WASHINGTON -- President Bush arrived in Rome last night for Pope John Paul II's funeral, bringing with him a delegation of US dignitaries -- as well as a public-relations headache over a botched invitation to former President Jimmy Carter.

Bush will appear at the pontiff's funeral tomorrow with former Presidents George H. W. Bush and Bill Clinton. But Carter, the first president to invite a pope to the White House, will not be there.

Neither the White House nor the former president's staff in Georgia can agree on exactly why Carter -- who made history with a reception for Pope John Paul II at the White House in 1979 -- won't be attending. The White House says Carter refused its invitation. Carter allies explain his absence as the result of either a miscommunication or a White House snub.

''I'm very disappointed he isn't going," said Mary Hoyt, Rosalynn Carter's former press secretary, recalling the Carters' warmth for the pope. ''I think he belongs there."

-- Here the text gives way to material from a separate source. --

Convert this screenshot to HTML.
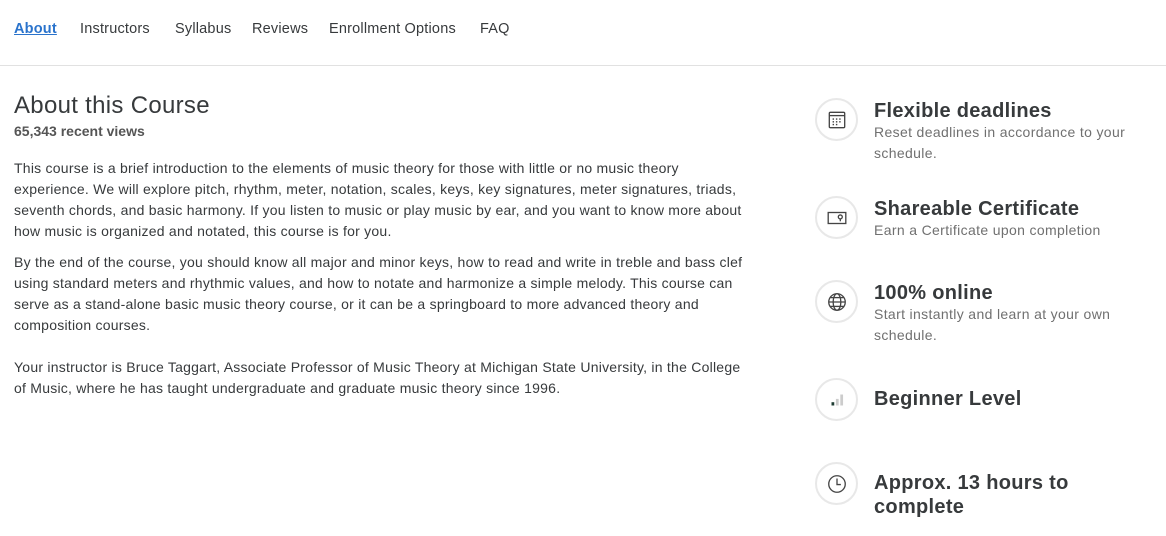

A statement from Carter's office earlier this week said the former president had asked the White House whether he could join the US delegation at the funeral but was told that space was limited and other US dignitaries were eager to attend.

The White House said that it had extended an invitation and noted that the Vatican, not the White House, limited the US delegation to five people. Laura Bush and Secretary of State Condoleezza Rice round out the US delegation.

Carter tried to end the flap in a statement yesterday: ''There has been no dissension between me and the White House concerning the pope's funeral," he said.

But some see Carter, a Nobel Peace Prize winner and an outspoken opponent of the Iraq war, as deliberately excluded.

White House spokesman Scott McClellan rejected claims that Carter had been rebuffed.

Gerald Ford is the only other living former president not attending the funeral. The 91-year-old's health is fragile, and his doctors have told him to limit his travel.